Some beneficiaries of the Npower scheme went to the Public Service Institute in Kubwa, Abuja in order to stage a protest over the refusal of the management of the scheme to pay their outstanding allowances.

The protesters made demands for the payment of their outstanding stipends, which are supposed to be for three months and also spoke against the lack of payment of their feeding allowances by the scheme.

Each beneficiary of the Npower programme is supposed to be paid an amount of N42,000 as a feeding allowance while also receiving an amount of N10,000 as a stipend for the same period.

One of the protesters, Michael Bright, said in an interview that the beneficiaries have not been paid their feeding allowance for December, a situation which he said has made many of them hungry and sick in this period.

Bright went ahead to say that the beneficiaries were being treated as slaves, and it was looking like the government deliberately brought them to the Npower camp only to refuse the necessary items for survival.

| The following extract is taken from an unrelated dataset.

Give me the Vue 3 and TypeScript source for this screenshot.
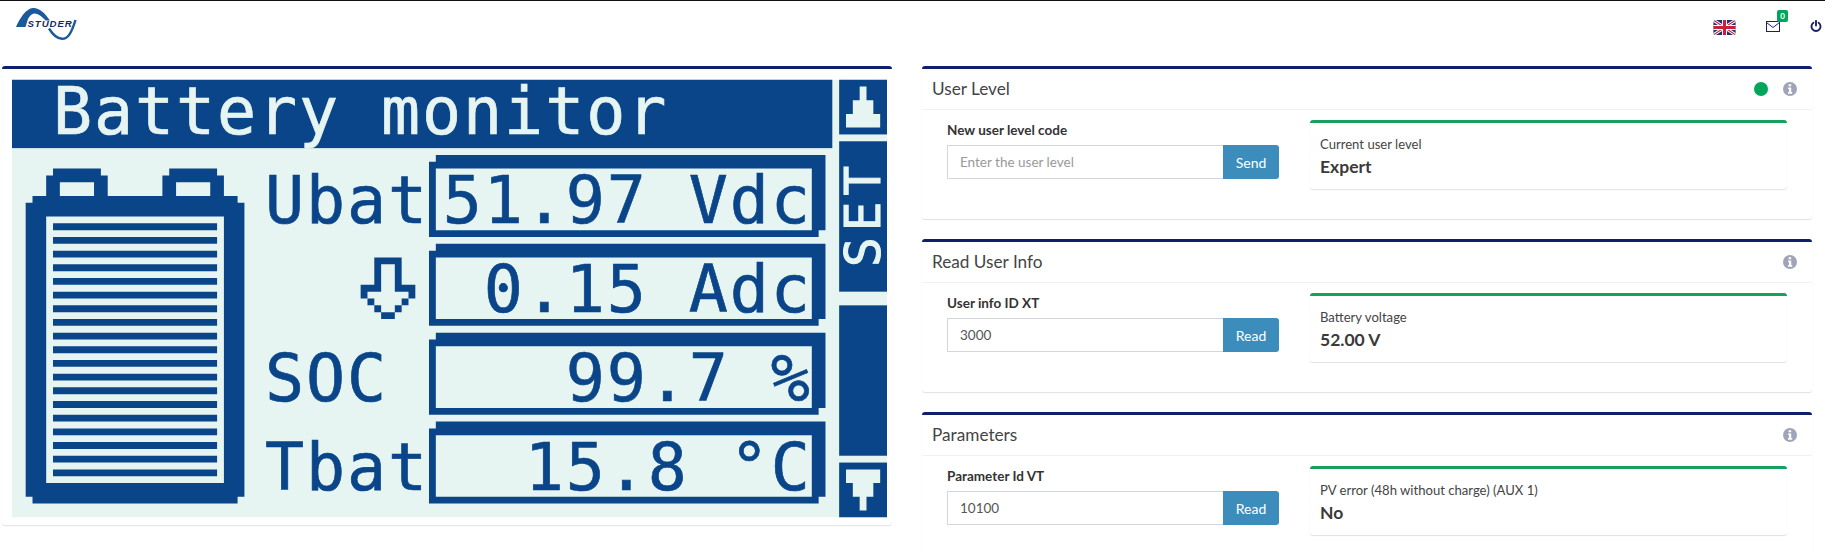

Bright said that the beneficiaries had been enduring hunger but had finally reached their limits, which is what led to the protest which they hoped would spark urgent action.

It was discovered that activities at the Public Service Institute were disrupted on Monday as the Npower beneficiaries demonstrated to make their grievances known.

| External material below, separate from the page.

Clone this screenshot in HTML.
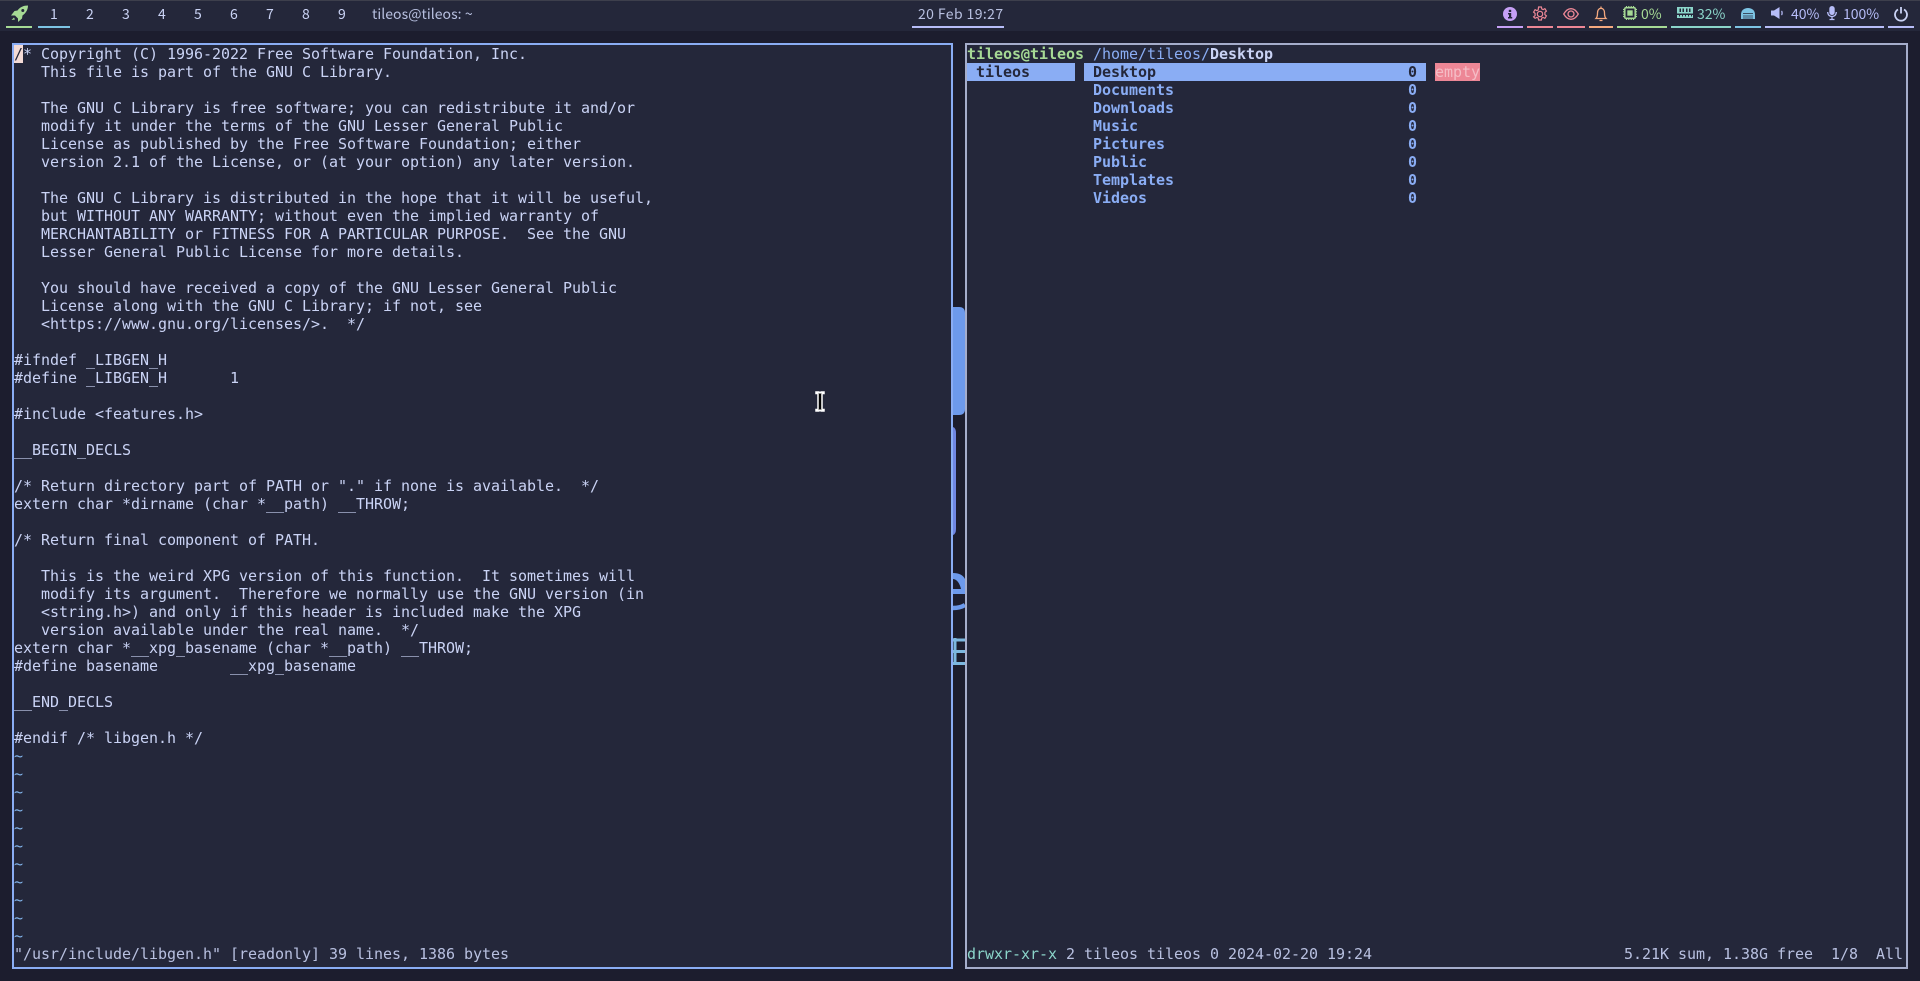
<!DOCTYPE html>
<html><head><meta charset="utf-8"><style>
html,body{margin:0;padding:0;width:1920px;height:981px;overflow:hidden;background:#1c1d2e}
*{box-sizing:border-box}
.a{position:absolute}
#bar{left:0;top:0;width:1920px;height:31px;background:#24273a;border-top:1px solid #3d3f4c}
.u{position:absolute;top:26px;height:2px}
.t{position:absolute;top:4px;font:14px/20px "Noto Sans CJK SC","Liberation Sans",sans-serif;white-space:nowrap;color:#cad3f5}
.win{position:absolute;top:43px;height:926px;background:#24273a;border:2px solid #8aadf4}
pre{position:absolute;margin:0;font:15px/18px "DejaVu Sans Mono",monospace;letter-spacing:-0.03px;color:#cad3f5;white-space:pre}
b{font-weight:bold}
svg{position:absolute;overflow:visible}
</style></head><body>
<div class="a" id="bar"></div>
<svg style="left:9px;top:5px" width="20" height="18" viewBox="0 0 20 18"><path d="M19 .5c-4.500 0-8 1.500-10.500 5l-3 .5L2 10.500h4l3 3v3.500l4-3.500.5-3C17 8 19 4.500 19 .5z" fill="#a6da95"/><path d="M5 12.500L2.500 15l3.500-.5z" fill="#a6da95"/><circle cx="13.800" cy="5.500" r="1.500" fill="#24273a"/></svg>
<div class="u" style="left:6px;width:26px;background:#a6da95"></div>
<div class="u" style="left:38px;width:32px;background:#7dc4e4"></div>
<div class="t" style="left:50px">1</div><div class="t" style="left:86px">2</div><div class="t" style="left:122px">3</div><div class="t" style="left:158px">4</div><div class="t" style="left:194px">5</div><div class="t" style="left:230px">6</div><div class="t" style="left:266px">7</div><div class="t" style="left:302px">8</div><div class="t" style="left:338px">9</div>
<div class="t" style="left:372px;color:#b8c0e0;letter-spacing:.05px">tileos@tileos: ~</div>
<div class="t" style="left:918px;color:#b8c0e0;letter-spacing:.4px">20 Feb 19:27</div>
<div class="u" style="left:912px;width:92px;background:#b7bdf8"></div>

<div class="u" style="left:1497px;width:26px;background:#c6a0f6"></div>
<div class="u" style="left:1527px;width:26px;background:#ed8796"></div>
<div class="u" style="left:1557px;width:28px;background:#ed8796"></div>
<div class="u" style="left:1589px;width:24px;background:#f5a97f"></div>
<div class="u" style="left:1617px;width:50px;background:#a6da95"></div>
<div class="u" style="left:1671px;width:60px;background:#8bd5ca"></div>
<div class="u" style="left:1735px;width:26px;background:#7dc4e4"></div>
<div class="u" style="left:1765px;width:119px;background:#b7bdf8"></div>
<div class="u" style="left:1888px;width:26px;background:#b7bdf8"></div>

<svg style="left:1503px;top:7px" width="14" height="14" viewBox="0 0 14 14"><circle cx="7" cy="7" r="7" fill="#c6a0f6"/><rect x="5.800" y="2.800" width="2.400" height="2.200" fill="#24273a"/><path d="M5 6h3.200v4h1v1.500H5V10h1V7.500H5z" fill="#24273a"/></svg>
<svg style="left:1533px;top:7px" width="14" height="14" viewBox="0 0 14 14" fill="none" stroke="#ed8796" stroke-width="1.200"><circle cx="7" cy="7" r="2.700"/><path d="M5.600 0h2.800l.4 2 1.300.6 1.800-.9 1.500 2.400-1.500 1.300v2.200l1.500 1.300-1.500 2.400-1.800-.9-1.300.6-.4 2.000H5.600l-.4-2-1.300-.6-1.800.9L.6 9.900l1.500-1.300V6.400L.6 5.100l1.500-2.400 1.800.9 1.300-.6z"/></svg>
<svg style="left:1563px;top:8px" width="16" height="12" viewBox="0 0 16 12" fill="none" stroke="#ed8796" stroke-width="1.300"><path d="M.7 6C3 2.200 5.500.7 8 .7S13 2.200 15.300 6C13 9.800 10.500 11.300 8 11.300S3 9.800.7 6z"/><circle cx="8" cy="6" r="3"/></svg>
<svg style="left:1595px;top:6px" width="12" height="16" viewBox="0 0 12 16" fill="none" stroke="#f5a97f" stroke-width="1.300"><path d="M6 .5v1.500M1 12.500c1-1 1.500-2 1.500-5.500C2.500 4 4 2.300 6 2.300S9.500 4 9.500 7c0 3.500.5 4.500 1.500 5.500zM4.500 14.500h3"/></svg>
<svg style="left:1623px;top:6px" width="14" height="14" viewBox="0 0 14 14"><rect x="1.800" y="1.800" width="10.400" height="10.400" rx="1" fill="none" stroke="#a6da95" stroke-width="1.500"/><rect x="4.300" y="4.300" width="5.400" height="5.400" fill="#a6da95"/><path d="M3.500 0v2M5.800 0v2M8.200 0v2M10.500 0v2M3.500 12v2M5.800 12v2M8.200 12v2M10.500 12v2M0 3.500h2M0 5.800h2M0 8.200h2M0 10.500h2M12 3.500h2M12 5.800h2M12 8.200h2M12 10.500h2" stroke="#a6da95" stroke-width="1.200"/></svg>
<div class="t" style="left:1641px;color:#a6da95">0%</div>
<svg style="left:1677px;top:7px" width="16" height="11" viewBox="0 0 16 11"><path d="M0 0h16v6.500H0z" fill="#8bd5ca"/><path d="M2.500 1.500h1.500v3.500H2.500zM5.500 1.500H7v3.500H5.500zM9 1.500h1.500v3.500H9zM12 1.500h1.500v3.500H12z" fill="#24273a"/><path d="M0 8h16v3H0z" fill="#8bd5ca"/><path d="M2 8h1v1.500H2zM5 8h1v1.500H5zM8 8h1v1.500H8zM11 8h1v1.500h-1zM14 8h1v1.500h-1z" fill="#24273a"/></svg>
<div class="t" style="left:1697px;color:#8bd5ca">32%</div>
<svg style="left:1741px;top:8px" width="14" height="11" viewBox="0 0 14 11"><path d="M0 11V6.500C0 2.500 3 0 7 0s7 2.500 7 6.500V11z" fill="#7dc4e4"/><path d="M2 5.500h10M3 7v4M5 7v4M7 7v4M9 7v4M11 7v4" stroke="#24273a" stroke-width=".7"/></svg>
<svg style="left:1771px;top:7px" width="13" height="12" viewBox="0 0 13 12"><path d="M0 3.500h3L8.500 0v12L3 8.500H0z" fill="#b7bdf8"/><path d="M10.500 4c.8.700.8 3.300 0 4" fill="none" stroke="#b7bdf8" stroke-width="1.300"/></svg>
<div class="t" style="left:1791px;color:#b7bdf8">40%</div>
<svg style="left:1827px;top:6px" width="10" height="14" viewBox="0 0 10 14"><rect x="2.300" y="0" width="5.400" height="9" rx="2.700" fill="#b7bdf8"/><path d="M.7 6c0 6 8.600 6 8.600 0M5 10.500V14M2.500 13.500h5" fill="none" stroke="#b7bdf8" stroke-width="1.300"/></svg>
<div class="t" style="left:1843px;color:#b7bdf8">100%</div>
<svg style="left:1894px;top:7px" width="14" height="14" viewBox="0 0 14 14" fill="none" stroke="#cad3f5" stroke-width="1.800"><path d="M4 2.500a6 6 0 1 0 6 0M7 0v6.500"/></svg>

<!-- wallpaper slivers -->
<svg style="left:953px;top:300px" width="12" height="380" viewBox="953 300 12 380">
<path d="M953 307h6q6 0 6 6v96q0 6-6 6h-6z" fill="#6d9aec"/>
<path d="M953 427q3 1 3 6v96q0 5-3 6z" fill="#6f86e2"/>
<path d="M953 573c6 0 10 2 12 6v15h-12v-5h8c-1-5-4-10-8-10z" fill="#6d9aec"/>
<path d="M953 608q7 0 12-3" fill="none" stroke="#6d9aec" stroke-width="4.500"/>
<path d="M955 638v27M953 640h12M953 651.500h12M953 663.500h12" fill="none" stroke="#7cb7df" stroke-width="3"/>
</svg>

<div class="win" style="left:12px;width:941px"></div>
<pre style="left:14px;top:45px"><span style="background:#f4dbd6;color:#24273a">/</span>* Copyright (C) 1996-2022 Free Software Foundation, Inc.
   This file is part of the GNU C Library.

   The GNU C Library is free software; you can redistribute it and/or
   modify it under the terms of the GNU Lesser General Public
   License as published by the Free Software Foundation; either
   version 2.1 of the License, or (at your option) any later version.

   The GNU C Library is distributed in the hope that it will be useful,
   but WITHOUT ANY WARRANTY; without even the implied warranty of
   MERCHANTABILITY or FITNESS FOR A PARTICULAR PURPOSE.  See the GNU
   Lesser General Public License for more details.

   You should have received a copy of the GNU Lesser General Public
   License along with the GNU C Library; if not, see
   &lt;https://www.gnu.org/licenses/&gt;.  */

#ifndef _LIBGEN_H
#define _LIBGEN_H       1

#include &lt;features.h&gt;

__BEGIN_DECLS

/* Return directory part of PATH or "." if none is available.  */
extern char *dirname (char *__path) __THROW;

/* Return final component of PATH.

   This is the weird XPG version of this function.  It sometimes will
   modify its argument.  Therefore we normally use the GNU version (in
   &lt;string.h&gt;) and only if this header is included make the XPG
   version available under the real name.  */
extern char *__xpg_basename (char *__path) __THROW;
#define basename        __xpg_basename

__END_DECLS

#endif /* libgen.h */
<span style="color:#82b4ec">~
~
~
~
~
~
~
~
~
~
~</span>
<span style="color:#b8c0e0">"/usr/include/libgen.h" [readonly] 39 lines, 1386 bytes</span></pre>

<div class="win" style="left:965px;width:943px;border-color:#a5adcb"></div>
<div class="a" style="left:967px;top:63px;width:108px;height:18px;background:#8aadf4"></div>
<div class="a" style="left:1084px;top:63px;width:342px;height:18px;background:#8aadf4"></div>
<div class="a" style="left:1435px;top:63px;width:45px;height:18px;background:#ed8796"></div>
<pre style="left:967px;top:45px"><b style="color:#a6da95">tileos@tileos</b> <span style="color:#8aadf4">/home/tileos/</span><b>Desktop</b>
<b style="color:#24273a"> tileos</b>       <b style="color:#24273a">Desktop</b></pre>
<pre style="left:1408px;top:63px"><b style="color:#24273a">0</b></pre>
<pre style="left:1435px;top:63px;color:#f5bdc6">empty</pre>
<pre style="left:1093px;top:81px;color:#8aadf4;font-weight:bold">Documents
Downloads
Music
Pictures
Public
Templates
Videos</pre>
<pre style="left:1408px;top:81px;color:#8aadf4;font-weight:bold">0
0
0
0
0
0
0</pre>
<pre style="left:967px;top:945px;color:#b8c0e0"><span style="color:#8bd5ca">drwxr-xr-x</span> 2 tileos tileos 0 2024-02-20 19:24</pre>
<pre style="left:1624px;top:945px;color:#b8c0e0">5.21K sum, 1.38G free  1/8  All</pre>

<svg style="left:814px;top:390px" width="12" height="23" viewBox="0 0 12 23"><path d="M2 2h3l1 1 1-1h3v1.500H8V19.500h2V21H7l-1-1-1 1H2v-1.500h2V3.500H2z" fill="#000" stroke="#fff" stroke-width="1.500"/></svg>
</body></html>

In spite of the assurances made by an official who promised that their allowances would be paid before the week runs out, the protesting beneficiaries decided to abandon all lecture rooms at the institute until the matter is finally resolved.

The camp at the Public Service Institute in Kubwa houses beneficiaries of Npower’s Batch C1 from states in the North-Central region of the country. The set occupying the camp presently resumed on November 3 and are expected to leave the camp on December 20.

It was however reported that the beneficiaries had not received any information on what would happen after they vacate the camp.